In this presentation, Brad Scott presents the work he has recently undertaken during his PhD at Queen Mary University of London and the Natural History Museum. In it, he suggests how the herbarium as a technology was not simply a tool of knowledge production, but also of knowledge effacement. Such processes were evident during the assembly and management of the component collections by their various creators and owners, and in the curatorial history of the collection since Sloane's death. Furthermore, different ways of knowing and the social and economic infrastructures that supported herbarium construction are barely visible within the pages of plant collections. Through a series of short case studies, the presentation will explore how the practices of collection-building normalised the gaps and silences in herbaria, and thereby occluded certain categories of knowledge and the agency of many knowledge-holders.

16 February

TBC

23 February

Hilbrand Wouters (University of Konstanz)
The fisherman's catastrophe, the historian's problem: on historicizations of water bodies as Second Nature

Water makes a poor archive. Eddies whirl without leaving trace, tides erase footprints. The apparent immutability of large water bodies has long lured modern fishing societies into catastrophically volatile practices, and has likewise challenged historians studying past interactions of humans with marine ecologies – the historical record essentially lost at sea.

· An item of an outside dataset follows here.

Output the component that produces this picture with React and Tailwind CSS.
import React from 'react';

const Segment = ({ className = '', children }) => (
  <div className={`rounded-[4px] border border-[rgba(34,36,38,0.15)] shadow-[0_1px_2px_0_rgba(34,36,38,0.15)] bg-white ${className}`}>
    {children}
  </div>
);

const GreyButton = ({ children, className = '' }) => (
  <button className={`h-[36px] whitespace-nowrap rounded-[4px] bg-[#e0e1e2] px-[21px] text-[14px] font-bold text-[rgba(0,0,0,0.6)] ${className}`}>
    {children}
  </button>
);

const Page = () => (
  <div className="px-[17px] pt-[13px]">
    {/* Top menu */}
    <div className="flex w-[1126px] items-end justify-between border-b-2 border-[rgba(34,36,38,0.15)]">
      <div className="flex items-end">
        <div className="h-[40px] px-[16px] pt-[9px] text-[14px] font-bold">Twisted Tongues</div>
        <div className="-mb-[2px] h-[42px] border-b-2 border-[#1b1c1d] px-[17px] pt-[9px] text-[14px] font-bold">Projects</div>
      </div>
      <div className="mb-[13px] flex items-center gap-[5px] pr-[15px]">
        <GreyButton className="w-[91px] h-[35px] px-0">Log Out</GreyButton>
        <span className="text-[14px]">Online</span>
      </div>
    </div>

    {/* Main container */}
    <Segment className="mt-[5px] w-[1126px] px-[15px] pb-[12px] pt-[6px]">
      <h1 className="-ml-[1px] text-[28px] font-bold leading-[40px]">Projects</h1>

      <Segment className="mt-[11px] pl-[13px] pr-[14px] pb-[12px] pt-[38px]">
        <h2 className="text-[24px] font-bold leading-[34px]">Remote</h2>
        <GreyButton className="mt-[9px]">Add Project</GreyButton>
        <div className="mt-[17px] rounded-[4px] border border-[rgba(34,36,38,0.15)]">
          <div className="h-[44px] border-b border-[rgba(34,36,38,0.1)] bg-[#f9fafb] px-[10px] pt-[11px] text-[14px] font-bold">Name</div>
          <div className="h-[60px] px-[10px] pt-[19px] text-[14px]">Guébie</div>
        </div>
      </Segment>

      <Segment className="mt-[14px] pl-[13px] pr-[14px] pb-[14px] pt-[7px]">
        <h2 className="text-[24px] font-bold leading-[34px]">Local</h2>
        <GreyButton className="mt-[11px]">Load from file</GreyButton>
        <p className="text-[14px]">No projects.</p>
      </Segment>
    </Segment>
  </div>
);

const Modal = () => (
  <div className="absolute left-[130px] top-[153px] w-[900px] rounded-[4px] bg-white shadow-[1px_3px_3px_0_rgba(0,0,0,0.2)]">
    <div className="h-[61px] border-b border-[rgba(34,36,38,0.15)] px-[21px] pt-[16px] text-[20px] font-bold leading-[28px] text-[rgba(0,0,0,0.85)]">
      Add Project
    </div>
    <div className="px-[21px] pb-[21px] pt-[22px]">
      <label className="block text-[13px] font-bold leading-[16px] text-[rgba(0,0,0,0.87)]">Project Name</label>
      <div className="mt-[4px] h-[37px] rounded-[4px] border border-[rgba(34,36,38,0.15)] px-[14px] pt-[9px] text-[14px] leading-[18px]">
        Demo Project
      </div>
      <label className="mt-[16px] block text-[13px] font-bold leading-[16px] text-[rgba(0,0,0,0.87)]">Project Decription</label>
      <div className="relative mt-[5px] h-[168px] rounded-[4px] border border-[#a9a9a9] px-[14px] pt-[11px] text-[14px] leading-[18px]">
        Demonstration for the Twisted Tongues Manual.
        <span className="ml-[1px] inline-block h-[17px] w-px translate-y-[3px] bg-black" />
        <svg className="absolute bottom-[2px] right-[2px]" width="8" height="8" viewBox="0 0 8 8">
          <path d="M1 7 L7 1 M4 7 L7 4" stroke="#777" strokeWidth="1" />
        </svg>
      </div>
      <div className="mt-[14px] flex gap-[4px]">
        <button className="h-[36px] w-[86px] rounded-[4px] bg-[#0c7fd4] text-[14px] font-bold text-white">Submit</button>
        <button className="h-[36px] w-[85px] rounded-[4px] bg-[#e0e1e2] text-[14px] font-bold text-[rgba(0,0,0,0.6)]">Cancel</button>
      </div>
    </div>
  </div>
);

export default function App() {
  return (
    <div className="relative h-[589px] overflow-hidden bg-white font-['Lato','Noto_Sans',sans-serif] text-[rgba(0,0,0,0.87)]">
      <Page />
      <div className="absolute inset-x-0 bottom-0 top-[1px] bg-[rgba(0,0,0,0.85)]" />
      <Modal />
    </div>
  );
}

In this seminar, I discuss Arthur McEvoy’s 1986 The Fisherman's Problem: Ecology and the Law in the California Fisheries 1850–1980, an account of a tragic boom and bust-cycle. Instead of simply chastising greed, McEvoy combined law, economic history, anthropology, and innovative ecological science to create a finer understanding of the knowledge and myths that (mis)guide fish-dependent communities.

Though hardly the first and certainly not flawless, McEvoy was relatively early in doing what many are still doing: combining historical methods with ecology to narrate complex human-environment interactions. Prompted by growing environmental awareness, recent scholarship has widely theorized on the methodological and narrative innovations required for historicizing such relations – through McEvoy, I sketch a modest prehistory of these continuing challenges.

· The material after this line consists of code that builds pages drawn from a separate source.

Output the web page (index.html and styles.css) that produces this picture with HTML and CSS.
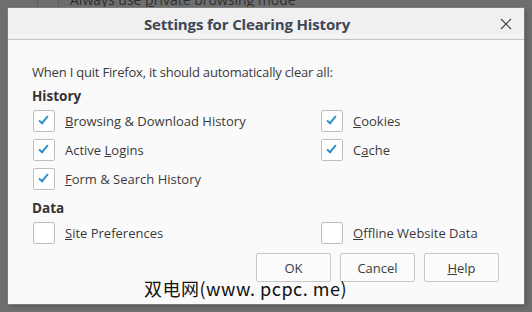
FILE: index.html
```html
<!DOCTYPE html>
<html lang="en">
<head>
  <meta charset="UTF-8">
  <title>Settings for Clearing History</title>
  <link rel="stylesheet" href="styles.css">
</head>
<body>
  <div class="backdrop">
    <div class="backdrop-row">
      <span class="backdrop-line"></span>
      <span class="backdrop-line second"></span>
      <span class="backdrop-text">Always use <u>p</u>rivate browsing mode</span>
    </div>
  </div>

  <div class="dialog">
    <div class="titlebar">
      <span class="title">Settings for Clearing History</span>
      <button class="close" aria-label="Close">
        <svg width="12" height="12" viewBox="0 0 12 12"><path d="M1 1 L11 11 M11 1 L1 11" stroke="#444" stroke-width="1.2" fill="none"/></svg>
      </button>
    </div>

    <div class="content">
      <div class="intro">When I quit Firefox, it should automatically clear all:</div>

      <div class="group-title">History</div>
      <div class="options">
        <label class="option"><span class="box checked"></span><span><u>B</u>rowsing &amp; Download History</span></label>
        <label class="option"><span class="box checked"></span><span><u>C</u>ookies</span></label>
        <label class="option"><span class="box checked"></span><span>Active <u>L</u>ogins</span></label>
        <label class="option"><span class="box checked"></span><span>C<u>a</u>che</span></label>
        <label class="option"><span class="box checked"></span><span><u>F</u>orm &amp; Search History</span></label>
      </div>

      <div class="group-title data">Data</div>
      <div class="options">
        <label class="option"><span class="box"></span><span><u>S</u>ite Preferences</span></label>
        <label class="option"><span class="box"></span><span><u>O</u>ffline Website Data</span></label>
      </div>

      <div class="buttons">
        <button class="btn">OK</button>
        <button class="btn">Cancel</button>
        <button class="btn"><u>H</u>elp</button>
      </div>
    </div>
  </div>

  <div class="watermark">双电网(www. pcpc. me)</div>
</body>
</html>
```

FILE: styles.css
```css
*, *::before, *::after {
  box-sizing: border-box;
}

body {
  margin: 0;
  width: 532px;
  height: 312px;
  overflow: hidden;
  background-color: #6e6e6e;
  font-family: 'Open Sans', 'Liberation Sans', sans-serif;
  position: relative;
}

.backdrop-row {
  height: 20px;
  margin-top: -11px;
  display: flex;
  align-items: center;
}

.backdrop-line {
  width: 1px;
  height: 20px;
  background-color: #5a5a5a;
  margin-left: 37px;
}

.backdrop-line.second {
  margin-left: 20px;
}

.backdrop-text {
  margin-left: 11px;
  font-size: 14px;
  color: #2e2e2e;
}

.dialog {
  position: absolute;
  left: 8px;
  top: 8px;
  width: 516px;
  height: 296px;
  background-color: #fafafa;
  box-shadow: 0 0 0 1px #7c7c7c, 2px 2px 4px rgba(0,0,0,0.25);
}

.titlebar {
  height: 32px;
  padding-right: 38px;
  background: linear-gradient(#f0f0f0 0, #f0f0f0 24px, #f6f6f6 28px, #f0f0f0 31px);
  border-bottom: 1px solid #c4c4c4;
  display: flex;
  align-items: center;
  justify-content: center;
  position: relative;
}

.title {
  font-size: 15px;
  font-weight: 700;
  color: #3d4756;
  letter-spacing: -0.15px;
}

.close {
  position: absolute;
  right: 12px;
  top: 10px;
  width: 12px;
  height: 12px;
  padding: 0;
  border: none;
  background: transparent;
  display: flex;
}

.content {
  padding: 22px 25px 0 24px;
  color: #3a3a3a;
  font-size: 13px;
}

.intro {
  line-height: 20px;
  letter-spacing: -0.2px;
}

.group-title {
  margin-top: 4px;
  line-height: 20px;
  font-weight: 700;
  font-size: 13.5px;
  color: #333;
}

.group-title.data {
  margin-top: 5px;
}

.options {
  display: grid;
  grid-template-columns: 288px 1fr;
}

.option {
  height: 29px;
  display: flex;
  align-items: center;
  gap: 10px;
  padding-left: 1px;
}

.box {
  width: 22px;
  height: 22px;
  border: 1px solid #bdbdbd;
  border-radius: 2px;
  background-color: #fff;
  flex-shrink: 0;
  position: relative;
}

.box.checked::after {
  content: "";
  position: absolute;
  left: 7px;
  top: 3px;
  width: 5px;
  height: 10px;
  border-right: 2.5px solid #2e8fc8;
  border-bottom: 2.5px solid #2e8fc8;
  transform: rotate(40deg);
}

.buttons {
  margin-top: 6px;
  display: flex;
  justify-content: flex-end;
  gap: 9px;
}

.btn {
  width: 75px;
  height: 29px;
  border: 1px solid #c8c8c8;
  border-radius: 2px;
  background-color: #fbfbfb;
  font-family: inherit;
  font-size: 13px;
  color: #3a3a3a;
  padding: 0;
}

.watermark {
  position: absolute;
  left: 144px;
  top: 275px;
  font-family: 'Noto Sans CJK SC', 'DejaVu Sans Mono', sans-serif;
  font-size: 18px;
  color: #111;
  letter-spacing: 0.5px;
}
```
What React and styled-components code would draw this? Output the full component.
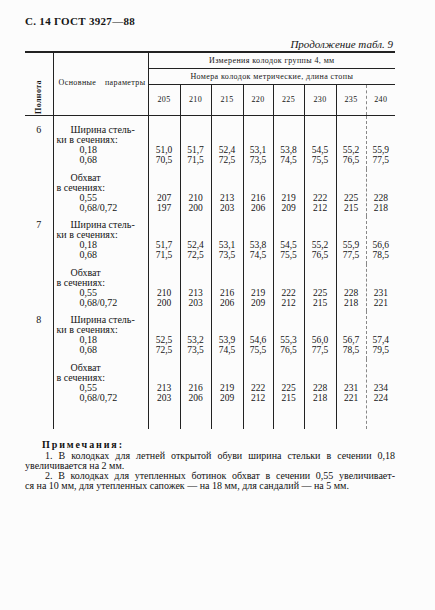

2 March: Kew Gardens Panel

Emily Hughes and Sophia Kamps 
Papers of natural history: publishing and archiving botany at Kew in the nineteenth and twentieth centuries

Emily Hughes (UCL | Kew Gardens) 
Despite vast research of the connection between Royal Botanic Gardens, Kew, and the British Empire, little attention has been turned towards the records kept of it. This paper links the fields of history of science and archival studies to introduce a new perspective: the necessity of considering organisational administrators such as recordkeepers as agents of power and knowledge production within the field of botanic history (Stoler 2002). Asserting natural knowledge as a tool and instrument of colonial control, the paper considers how the circulation of information and knowledge around the empire was dependent on bureaucratic efficiency and recordkeeping at Kew. It takes a material culture approach, assessing how the physical binding and organisation of records can reveal changing colonial priorities through the 19th century, how administrators viewed and categorised natural resources and the world, and how this impacts how archive-users interact with records at Kew today.

Sophia Kamps (Royal Holloway, University of London | Kew Gardens) 
Lovell Reeve was the leading natural history publisher of the mid-Victorian era, responsible for periodicals such as Curtis's Botanical Magazine, publications for popular audiences, and specialist works of enduring significance. Lovell Reeve's publications are the result of a complex system of labour and market dynamics, with the publisher working to bring together illustrators, writers, and printers and produce volumes for both specialists and lay audiences. This paper brings together an analysis of the economics of publishing natural history based on the Lovell Reeve papers at RBG, Kew, with a material culture focus on book production, from the creation of elaborate hand-coloured lithographs to the innovative trade cloth bindings used for Reeve's Popular Natural History series. Through an emphasis on production process and materiality, this paper explores the tension between the book as a commodity, a scientific tool, and a work of art.

9 March

Kimberley Glassman (Fitzwilliam Museum, Cambridge)
Telling plant stories: agency of botanicals in Cambridge's collections

We often write histories from the perspective of humans and, as such, create connections through institutional collections from this purview. However, instead of creating links through people, what would happen if we initiated a search tethered to and centred around the plant? In this presentation, I situate the botanical species as the nucleic instigator of meaning-making within Cambridge's collections. From botanical art at the Fitzwilliam Museum to living and preserved specimens at the Cambridge Botanic Garden and Herbarium, I follow the story of one plant to exercise its agency within these collection networks: namely, the Amaryllis belladonna L.

16 March

Alice Wickenden (English, Cambridge)
Books and/of botany within Hans Sloane's library collection

In this talk I discuss the place of botany within Hans Sloane's library. Moving between horti sicci, print, and manuscript, I explore Sloane's presentation and storage of botanical collections within the library space and argue that the need to visually reproduce plants in printed books led to a triangulation of shared material: the original specimen, the engraved reproduction, and the attempt to identify or describe through language. I then move to a discussion of John Ray's Catalogus Plantarum Angliae et insularum adjacentium (1670; 1677), comparing the annotations across the eight copies (of two editions) owned by Sloane and arguing that the value in the duplication of books within Sloane's library was affected by the material existences of the individual copies. I conclude with a brief discussion of plant names in John Milton's Paradise Lost, showing how the library space as conceptualised through the discussion of Sloane can be extended metaphorically.